Okay, I can’t even with OmaSteak, thanks so much for naming one of pieces of farming equipment, or what you called a manure spreader after me, I’m so honoured.  I’ve always known that you were a mansplaining misogynist hiding behind fake “good manners” by insisting on addressing every single comment with Mrs. Bisson.  Insert eye-roll here.  And now you’ve also gone and called me a Twit.  How lovely of you.  Charming.  Anyway I invite you to stay off my blog, and I insist that you refrain from commenting since you clearly don’t want to be here.  This is the final thing I will ever say to you; you can try and call me out for living freely on my stolen land with my homes all you want, I’m not the one who thinks the current US administration is handling this situation right at all.  I’m not the one that thinks no illegals should be allowed citizenship to any country.  I’m well aware of my roots, I’m first generation Canadian from a German and Romanian mother, with a father of Irish and Scottish decent.  Which is why I humbly say that everybody deserves the right at a better life on this stolen land.  EVERY SINGLE HUMAN FROM ALL RACES deserves to live freely and wholly.  You disagree, which is why I suggested that you check your privilege.
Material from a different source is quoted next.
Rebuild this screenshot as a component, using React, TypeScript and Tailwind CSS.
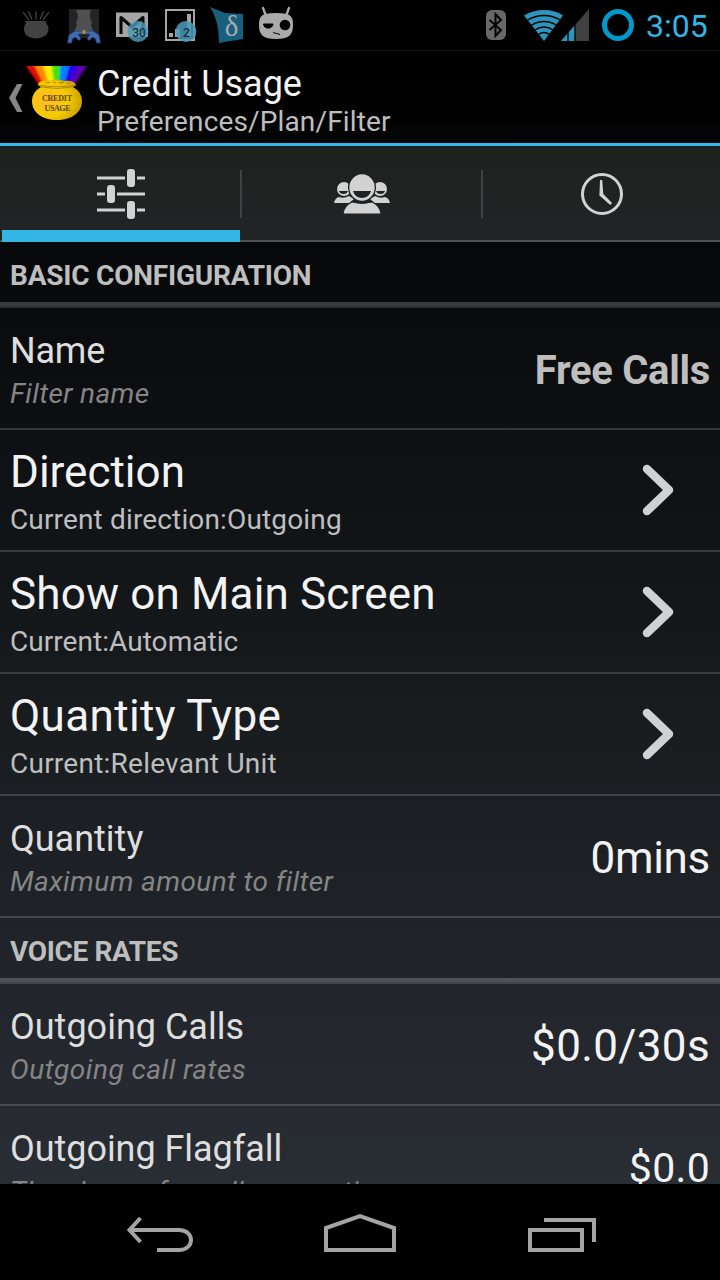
import { ReactNode } from "react";

type Setting = {
    title: string;
    detail: string;
    value?: string;
    valueStyle?: string;
    titleTracking?: string;
    detailTracking?: string;
};

const basic: Setting[] = [
    {
        title: "Name",
        detail: "Filter name",
        value: "Free Calls",
        valueStyle: "pt-[37px] text-[40px] font-bold text-[#bebebe] tracking-[-0.3px]",
        titleTracking: "tracking-[-0.2px]",
        detailTracking: "tracking-[0.36px]",
    },
    { title: "Direction", detail: "Current direction:Outgoing", detailTracking: "tracking-[0.15px]" },
    {
        title: "Show on Main Screen",
        detail: "Current:Automatic",
        titleTracking: "tracking-[0.16px]",
        detailTracking: "tracking-[0.05px]",
    },
    {
        title: "Quantity Type",
        detail: "Current:Relevant Unit",
        titleTracking: "tracking-[0.35px]",
        detailTracking: "tracking-[0.24px]",
    },
    {
        title: "Quantity",
        detail: "Maximum amount to filter",
        value: "0mins",
        valueStyle: "pt-9 text-[44px] text-[#f3f3f3] tracking-[-0.3px]",
        detailTracking: "tracking-[0.38px]",
    },
];

const voice: Setting[] = [
    {
        title: "Outgoing Calls",
        detail: "Outgoing call rates",
        value: "$0.0/30s",
        valueStyle: "pt-9 text-[44px] text-[#f3f3f3] tracking-[0.35px]",
        detailTracking: "tracking-[0.5px]",
    },
    {
        title: "Outgoing Flagfall",
        detail: "The charge for call connection",
        value: "$0.0",
        valueStyle: "pt-9 text-[41px] text-[#f3f3f3] tracking-[0.3px]",
        titleTracking: "tracking-[-0.05px]",
        detailTracking: "tracking-[0.48px]",
    },
];

const rays = ["#e00800", "#ff8a00", "#fff000", "#43e500", "#0084ff", "#2a00f0", "#5c00b0"];

function NotificationIcons() {
    return (
        <svg width="300" height="50" viewBox="0 0 300 50" className="shrink-0">
            {/* pot */}
            <path d="M23 12l6 8M28.500 11.500l3.500 8M36 11.500v8M43.500 11.500l-3.500 8M49 12l-6 8" fill="none" stroke="#4a4a4a" strokeWidth="1.200" />
            <path d="M25 21h21v2q2.500 2.500 2.500 6c0 6-6 9.500-12.500 9.500S24 35 24 29q0-3.500 2-6z" fill="#424242" />
            {/* hands */}
            <rect x="69" y="9" width="30" height="29" fill="#242424" />
            <path d="M76 10h15q-3 7 1 12l-1 3 2 6H74l3-6-1-3q4-5 0-12z" fill="#505050" />
            <path d="M67.500 43l1.500-8 6-4h8l.5 2.500-5.500.8 3 4.700-2 1.500-4-3.500-2.500 2-1 4zM100.500 43l-1.500-8-6-4h-8l-.5 2.500 5.500.8-3 4.700 2 1.500 4-3.500 2.500 2 1 4z" fill="#4268ae" stroke="#203c79" strokeWidth=".7" />
            <path d="M82.500 30h3v4h-3z" fill="#b78b25" />
            {/* mail */}
            <rect x="116" y="12.500" width="32" height="24.500" fill="#a5a5a5" />
            <path d="M121 34V17.500l11 9.500 11-9.500V34" fill="none" stroke="#080808" strokeWidth="3" strokeLinejoin="round" />
            <circle cx="138" cy="31.500" r="10.500" fill="#4b9bba" fillOpacity=".82" />
            <text x="139" y="37" textAnchor="middle" fontSize="12" fill="#18333e" fontFamily="Roboto" fontWeight="500">30</text>
            {/* signal counter */}
            <rect x="166" y="10" width="28" height="30" fill="none" stroke="#a5a5a5" strokeWidth="2" />
            <path d="M169 33h4v4h-4zM175 29h5v8h-5zM187 14h4v23h-4z" fill="#a5a5a5" />
            <circle cx="186" cy="31.500" r="10.500" fill="#4b9bba" fillOpacity=".86" />
            <text x="186.500" y="37" textAnchor="middle" fontSize="13" fill="#18333e" fontFamily="Roboto" fontWeight="500">2</text>
            {/* delta */}
            <path d="M210 7l15 6 18 1v25l-24 4q0-23-9-36z" fill="#16607d" />
            <text x="231.500" y="35.500" textAnchor="middle" fontSize="29" fill="#aaa" fontFamily="Liberation Serif">δ</text>
            {/* robot face */}
            <path d="M263 8l3 8M289 8l-3 8" stroke="#aaa" strokeWidth="2.300" strokeLinecap="round" />
            <path d="M265 14q11-2 22 0c5 2 6 5 6 11 0 10-4 14-17 14s-17-4-17-14c0-6 1-9 6-11z" fill="#aaa" />
            <circle cx="285" cy="25" r="5.300" fill="#030303" />
            <path d="M263.500 24h9.500a4.800 4.800 0 0 1-9.500 0zM273 32.500l7 2" fill="#030303" stroke="#030303" strokeWidth="1" />
        </svg>
    );
}

function SystemIcons() {
    return (
        <svg width="160" height="50" viewBox="480 0 160 50" className="shrink-0">
            <rect x="486" y="10" width="20" height="30" rx="6" fill="#686868" />
            <path d="M489.500 20l11.500 10-5.500 6V14l5.500 6-11.500 10" fill="none" stroke="#050505" strokeWidth="2" />
            {/* wifi */}
            <path d="M544 41L524 15.500Q533 10 544 10t19 5.500z" fill="#2d94bd" />
            <g fill="none" stroke="#000" strokeWidth="1.300">
                <path d="M527 20.500q8-5 17-5t17 5" />
                <path d="M531 25.500q6-4 13-4t13 4" />
                <path d="M535 30q4-3 9-3t9 3" />
                <path d="M538.500 34.500q2.500-2 5.500-2t5.500 2" />
            </g>
            {/* mobile signal */}
            <path d="M561 41l28-32v32z" fill="#404040" />
            <path d="M561 41l14-16v16z" fill="#2d94bd" />
            <path d="M568 31v10M575 22v19" stroke="#000" strokeWidth="1.300" />
            <circle cx="618" cy="25" r="13.500" fill="none" stroke="#0099cc" strokeWidth="5" />
        </svg>
    );
}

function AppIcon() {
    return (
        <svg width="64" height="64" viewBox="25 63 64 64" className="shrink-0">
            <defs>
                <radialGradient id="gold" cx=".3" cy=".5" r=".75">
                    <stop stopColor="#ffb92a" />
                    <stop offset=".55" stopColor="#f5cc00" />
                    <stop offset="1" stopColor="#c79b00" />
                </radialGradient>
                <filter id="soft" x="-5%" y="-5%" width="110%" height="110%">
                    <feGaussianBlur stdDeviation="1.2 0" />
                </filter>
            </defs>
            <g filter="url(#soft)">
                {rays.map((color, i) => (
                    <path
                        key={color}
                        d={`M${26 + i * 8.6} 66h9L${44.5 + i * 5} 85h-5.500z`}
                        fill={color}
                    />
                ))}
            </g>
            <path d="M38 85q1-5 9-4 10-3 17 0 10-1 12 4l-3 2q9 5 9 14c0 12-11 19-25 19S32 113 32 101q0-9 9-14z" fill="url(#gold)" />
            <path d="M38 85q19 3.500 38 0M41 87q16 3 32 0" fill="none" stroke="#a88300" strokeWidth=".9" />
            <path d="M46 83l2-1 2 1M53 82l3 1M59 82l2 1 3-1M67 83l3 .5" fill="none" stroke="#a37b00" strokeWidth=".9" />
            <g fill="#604600" fontFamily="Liberation Serif" fontSize="8" fontWeight="700" textAnchor="middle">
                <text x="57" y="100.500" textLength="30" lengthAdjust="spacing">CREDIT</text>
                <text x="57.500" y="110.500" textLength="26" lengthAdjust="spacing">USAGE</text>
            </g>
        </svg>
    );
}

function SlidersIcon() {
    return (
        <svg width="50" height="52" viewBox="96 168 50 52">
            <path d="M97 178h28m12 0h8M97 194h8m12 0h28M97 210h28m12 0h8" stroke="#d2d2d2" strokeWidth="3" />
            <rect x="127" y="169" width="8" height="18" rx="3" fill="#d2d2d2" />
            <rect x="107" y="185" width="8" height="18" rx="3" fill="#d2d2d2" />
            <rect x="127" y="201" width="8" height="18" rx="3" fill="#d2d2d2" />
        </svg>
    );
}

function PeopleIcon() {
    return (
        <svg width="56" height="52" viewBox="333 168 56 52" fill="#d2d2d2">
            <circle cx="343" cy="189" r="7" />
            <circle cx="379" cy="189" r="7" />
            <path d="M338 191h9q-1 3-4.500 3t-4.500-3zM375 191h9q-1 3-4.500 3t-4.500-3z" fill="#202122" />
            <path d="M333 203q1-5 5-6 5 2 10-1l5 3-5 4zM389 203q-1-5-5-6-5 2-10-1l-5 3 5 4z" />
            <path d="M342 214q1-8 9-12 10 3 20 0 8 4 9 12z" stroke="#202122" strokeWidth="1" />
            <ellipse cx="361" cy="187.500" rx="14" ry="14.500" fill="#202122" />
            <ellipse cx="361" cy="187.500" rx="12.700" ry="13.200" />
            <path d="M352 191h18q-2 7-9 7t-9-7z" fill="#202122" />
        </svg>
    );
}

function ClockIcon() {
    return (
        <svg width="44" height="52" viewBox="580 168 44 52">
            <circle cx="602" cy="194" r="19.500" fill="none" stroke="#d2d2d2" strokeWidth="3" />
            <path d="M600 180h2.200l1.100 14 8.700 9-1.800 2-10.800-9.500z" fill="#d2d2d2" />
        </svg>
    );
}

function SectionTitle({ children, tracking }: { children: ReactNode; tracking: string }) {
    return (
        <div className="h-[66px] shrink-0 border-b-2 border-white/15">
            <h2 className={`h-16 border-b-4 border-white/20 px-2.5 pt-3.5 text-[28px] font-bold leading-10 text-[#bebebe] ${tracking}`}>
                {children}
            </h2>
        </div>
    );
}

function SettingRow({ item }: { item: Setting }) {
    const opens = !item.value;
    return (
        <div className="flex h-[122px] shrink-0 justify-between border-b-2 border-white/16 px-2.5">
            <div className={opens ? "pt-4" : "pt-[22px]"}>
                <div className={`${opens ? "text-[44px] leading-[52px] text-[#f3f3f3]" : "text-4xl leading-[43px] text-[#dedede]"} ${item.titleTracking ?? ""}`}>
                    {item.title}
                </div>
                <div className={`text-[28px] ${opens ? "pt-[5px] leading-[33px] text-[#bebebe]" : "leading-[42px] text-[#858585] italic"} ${item.detailTracking ?? ""}`}>
                    {item.detail}
                </div>
            </div>
            {opens ? (
                <svg width="34" height="54" viewBox="641 463 34 54" className="mt-[33px] mr-[35px]">
                    <path d="M647 469l22 21-22 21" fill="none" stroke="#d0d1d2" strokeWidth="8.500" strokeLinecap="round" strokeLinejoin="round" />
                </svg>
            ) : (
                <div className={`leading-[52px] ${item.valueStyle}`}>{item.value}</div>
            )}
        </div>
    );
}

export default function App() {
    return (
        <div className="flex h-[1280px] w-[720px] flex-col overflow-hidden bg-black font-['Roboto',sans-serif] whitespace-nowrap">
            <div className="flex h-[50px] shrink-0 justify-between">
                <NotificationIcons />
                <div className="flex">
                    <SystemIcons />
                    <div className="w-20 pl-1.5 text-[32px] leading-[52px] text-[#33b5e5]">3:05</div>
                </div>
            </div>

            <header className="flex h-24 shrink-0 border-t border-b-3 border-t-[#141414] border-b-[#33b5e5] bg-linear-to-b from-black to-[#050607]">
                <svg width="16" height="32" viewBox="8 82 16 32" className="mt-[31px] ml-2 shrink-0">
                    <path d="M17 84h5.500l-7 14 7 14H17l-8-14z" fill="#858585" />
                </svg>
                <div className="mt-3 ml-px"><AppIcon /></div>
                <div className="pt-[11px] pl-2">
                    <h1 className="text-4xl leading-[44px] text-[#f3f3f3]">Credit Usage</h1>
                    <div className="text-[28px] leading-[32px] tracking-[0.14px] text-[#bebebe]">Preferences/Plan/Filter</div>
                </div>
            </header>

            <nav className="flex h-24 shrink-0 items-center border-b-2 border-[#505153] bg-linear-to-b from-[#1f211f] to-[#222325]">
                <div className="relative flex h-full w-60 items-center justify-center pt-0.5 pl-0.5">
                    <SlidersIcon />
                    <div className="absolute -bottom-0.5 left-0.5 right-0 h-3 bg-[#33b5e5]" />
                </div>
                <div className="mt-0.5 h-12 w-0.5 bg-[#414243]" />
                <div className="flex h-full w-[239px] items-center justify-center pt-0.5">
                    <PeopleIcon />
                </div>
                <div className="mt-0.5 h-12 w-0.5 bg-[#414243]" />
                <div className="flex h-full flex-1 items-center justify-center pt-0.5 pl-px">
                    <ClockIcon />
                </div>
            </nav>

            <main className="flex h-[942px] shrink-0 flex-col overflow-hidden bg-linear-to-b from-[#07080a] via-[#181c1f] to-[#292d34]">
                <SectionTitle tracking="tracking-[-0.22px]">BASIC CONFIGURATION</SectionTitle>
                {basic.map((item) => <SettingRow key={item.title} item={item} />)}
                <SectionTitle tracking="tracking-[-0.36px]">VOICE RATES</SectionTitle>
                {voice.map((item) => <SettingRow key={item.title} item={item} />)}
            </main>

            <footer className="flex h-24 shrink-0 items-center justify-center">
                <svg width="720" height="96" viewBox="0 1184 720 96" fill="none" stroke="#a4a4a4" strokeWidth="4">
                    <path d="M157 1250h22c16 0 16-20 0-20h-49M140.500 1218l-11 12 11 12" />
                    <path d="M326 1250v-22l34-12 34 12v22z" />
                    <path d="M530 1230h52v20h-52zM544 1220h50v22" />
                </svg>
            </footer>
        </div>
    );
}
But, that’s enough of that and enough of him.  Chapter closed.  C’est fini!

So let’s lighten the mood shall we!!

What IS with people who jaywalk but do not have the ability to hustle their booties across the road??  And why do they always seem to do it when the light is green in my favour, AND meters away from a legal crossing zone???  Are they trying to get hit by a car and claim personal injury???  What are they doing??? Hmmm…

Like I’m sorry but crossing streets these days is dangerous and serious business with all the distracted drivers out there, do it properly, get your hustle on and get across that street!

I cannot for the life of me even understand the people who do NOT stop at stop signs, because they want to be in front of people, but then they drive under the speed limit once they’ve “pulled their move”?  Excuse you, but why did you not just wait your turn?  You gave the illusion that you were in some sort of rush.  But I guess what you’re really just trying to show everybody is you’re an entitled, self absorbed individual.  Mystery solved!

Another thing that is sort of in keeping with the stop sign jumpers, was another driver I came in contact with today that blew right through a crosswalk.  All because he didn’t want to have to let anybody merge in front of them.  Yup almost took out a dad and his young son just so he could get to the red light first.  Why?

Why are some humans the way they are???  I truly don’t get it.

Also, people who jump lines at stores, I get that I did have a shopping cart overflowing of household goods for the cottage, which we’re moving into this Saturday, YAY, cannot WAIT.  So I appreciate that my five hundred items are not fun to end up behind when you have three.  But how about you ask a person before you just jump in front of them and act like you didn’t see them there?  I mean I’m the sort of person that if I see a customer with significantly less than I’m purchasing when there is only one cashier on, I invite them to go in front of me.  But this woman gave me no chance to be polite and generous, she just took what she wanted, and jumped right in there and when I mentioned to her that I was already in line and in fact next she nervously replied with; “well they closed the cash that I was in line for and told me to go to the next cashier, because she was closing…”  nervous laugh, shifty eyes.

I smiled and said; “I’m sure she wasn’t suggesting that you come to the next cash line and just jump to the front of it, I’m pretty sure she was telling you that her line was closed and that you should go to the next one behind whoever was already in line waiting…”

Shifts from one foot to the other, nervous snickering…

“Don’t worry about it, I’ve got plenty of time and lots of stuff, go ahead and cash out.”

But really, when have you ever walked up to a cash register when the staff has put up their closed sign and you took it as your personal invitation to go jump to the front of whichever line you first came upon???  I’ve NEVER done that when I’ve had the misfortune of sashaying up to a checkout that was closing just as I got there.  I do what most decent world citizens do and take my ass to the back of whatever line I’m hoping is going to go faster.  But I suppose some people don’t, and that my friends makes me go “hmmm, hmmm, hmmm.”